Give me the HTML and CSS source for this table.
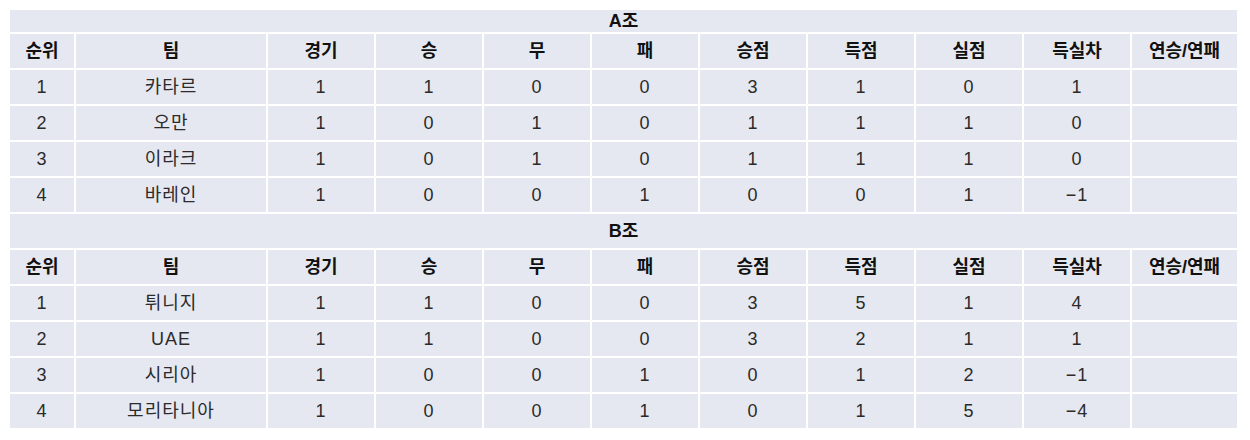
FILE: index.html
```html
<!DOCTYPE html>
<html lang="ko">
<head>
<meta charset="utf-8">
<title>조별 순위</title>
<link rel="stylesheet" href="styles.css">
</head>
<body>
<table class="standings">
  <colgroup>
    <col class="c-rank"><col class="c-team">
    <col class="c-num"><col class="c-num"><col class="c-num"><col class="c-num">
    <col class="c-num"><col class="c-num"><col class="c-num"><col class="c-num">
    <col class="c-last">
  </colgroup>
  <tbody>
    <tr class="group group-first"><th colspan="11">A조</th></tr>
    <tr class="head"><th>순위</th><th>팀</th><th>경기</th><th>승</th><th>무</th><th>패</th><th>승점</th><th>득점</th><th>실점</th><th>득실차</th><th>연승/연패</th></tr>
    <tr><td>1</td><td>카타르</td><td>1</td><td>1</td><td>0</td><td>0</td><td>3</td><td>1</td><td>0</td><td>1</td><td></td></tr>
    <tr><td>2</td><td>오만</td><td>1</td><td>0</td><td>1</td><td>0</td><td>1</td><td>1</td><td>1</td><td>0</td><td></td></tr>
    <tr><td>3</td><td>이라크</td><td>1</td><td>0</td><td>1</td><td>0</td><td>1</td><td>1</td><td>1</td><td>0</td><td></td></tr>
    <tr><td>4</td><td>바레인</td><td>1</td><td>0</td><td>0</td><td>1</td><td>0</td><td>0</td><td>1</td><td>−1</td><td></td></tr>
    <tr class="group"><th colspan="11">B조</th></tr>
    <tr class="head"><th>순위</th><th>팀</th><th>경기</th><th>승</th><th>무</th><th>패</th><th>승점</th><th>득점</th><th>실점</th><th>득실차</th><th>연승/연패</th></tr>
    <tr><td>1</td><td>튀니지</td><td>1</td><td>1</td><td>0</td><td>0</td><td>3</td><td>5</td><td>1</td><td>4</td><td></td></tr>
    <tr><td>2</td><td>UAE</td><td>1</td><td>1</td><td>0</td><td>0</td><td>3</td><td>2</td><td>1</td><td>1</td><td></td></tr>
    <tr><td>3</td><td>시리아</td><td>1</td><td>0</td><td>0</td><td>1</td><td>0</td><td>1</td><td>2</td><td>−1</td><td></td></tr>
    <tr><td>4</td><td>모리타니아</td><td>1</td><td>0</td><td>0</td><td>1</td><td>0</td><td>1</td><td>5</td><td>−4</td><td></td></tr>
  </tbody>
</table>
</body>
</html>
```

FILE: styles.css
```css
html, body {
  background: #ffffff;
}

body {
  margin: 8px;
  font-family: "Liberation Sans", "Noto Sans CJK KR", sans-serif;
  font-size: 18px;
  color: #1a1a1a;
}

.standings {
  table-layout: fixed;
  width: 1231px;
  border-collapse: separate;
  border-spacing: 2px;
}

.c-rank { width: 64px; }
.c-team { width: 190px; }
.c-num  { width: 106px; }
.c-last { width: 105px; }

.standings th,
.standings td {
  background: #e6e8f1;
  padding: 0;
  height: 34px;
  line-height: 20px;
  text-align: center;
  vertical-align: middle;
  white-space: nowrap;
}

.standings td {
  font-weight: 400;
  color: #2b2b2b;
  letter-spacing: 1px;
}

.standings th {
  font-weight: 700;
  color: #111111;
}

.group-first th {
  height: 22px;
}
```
++++++++++
Your goal
Repeat the data exactly, without the pictures.

Result for this task
Give me the HTML and CSS source for this table.
FILE: index.html
```html
<!DOCTYPE html>
<html lang="ko">
<head>
<meta charset="utf-8">
<title>조별 순위</title>
<link rel="stylesheet" href="styles.css">
</head>
<body>
<table class="standings">
  <colgroup>
    <col class="c-rank"><col class="c-team">
    <col class="c-num"><col class="c-num"><col class="c-num"><col class="c-num">
    <col class="c-num"><col class="c-num"><col class="c-num"><col class="c-num">
    <col class="c-last">
  </colgroup>
  <tbody>
    <tr class="group group-first"><th colspan="11">A조</th></tr>
    <tr class="head"><th>순위</th><th>팀</th><th>경기</th><th>승</th><th>무</th><th>패</th><th>승점</th><th>득점</th><th>실점</th><th>득실차</th><th>연승/연패</th></tr>
    <tr><td>1</td><td>카타르</td><td>1</td><td>1</td><td>0</td><td>0</td><td>3</td><td>1</td><td>0</td><td>1</td><td></td></tr>
    <tr><td>2</td><td>오만</td><td>1</td><td>0</td><td>1</td><td>0</td><td>1</td><td>1</td><td>1</td><td>0</td><td></td></tr>
    <tr><td>3</td><td>이라크</td><td>1</td><td>0</td><td>1</td><td>0</td><td>1</td><td>1</td><td>1</td><td>0</td><td></td></tr>
    <tr><td>4</td><td>바레인</td><td>1</td><td>0</td><td>0</td><td>1</td><td>0</td><td>0</td><td>1</td><td>−1</td><td></td></tr>
    <tr class="group"><th colspan="11">B조</th></tr>
    <tr class="head"><th>순위</th><th>팀</th><th>경기</th><th>승</th><th>무</th><th>패</th><th>승점</th><th>득점</th><th>실점</th><th>득실차</th><th>연승/연패</th></tr>
    <tr><td>1</td><td>튀니지</td><td>1</td><td>1</td><td>0</td><td>0</td><td>3</td><td>5</td><td>1</td><td>4</td><td></td></tr>
    <tr><td>2</td><td>UAE</td><td>1</td><td>1</td><td>0</td><td>0</td><td>3</td><td>2</td><td>1</td><td>1</td><td></td></tr>
    <tr><td>3</td><td>시리아</td><td>1</td><td>0</td><td>0</td><td>1</td><td>0</td><td>1</td><td>2</td><td>−1</td><td></td></tr>
    <tr><td>4</td><td>모리타니아</td><td>1</td><td>0</td><td>0</td><td>1</td><td>0</td><td>1</td><td>5</td><td>−4</td><td></td></tr>
  </tbody>
</table>
</body>
</html>
```

FILE: styles.css
```css
html, body {
  background: #ffffff;
}

body {
  margin: 8px;
  font-family: "Liberation Sans", "Noto Sans CJK KR", sans-serif;
  font-size: 18px;
  color: #1a1a1a;
}

.standings {
  table-layout: fixed;
  width: 1231px;
  border-collapse: separate;
  border-spacing: 2px;
}

.c-rank { width: 64px; }
.c-team { width: 190px; }
.c-num  { width: 106px; }
.c-last { width: 105px; }

.standings th,
.standings td {
  background: #e6e8f1;
  padding: 0;
  height: 34px;
  line-height: 20px;
  text-align: center;
  vertical-align: middle;
  white-space: nowrap;
}

.standings td {
  font-weight: 400;
  color: #2b2b2b;
  letter-spacing: 1px;
}

.standings th {
  font-weight: 700;
  color: #111111;
}

.group-first th {
  height: 22px;
}
```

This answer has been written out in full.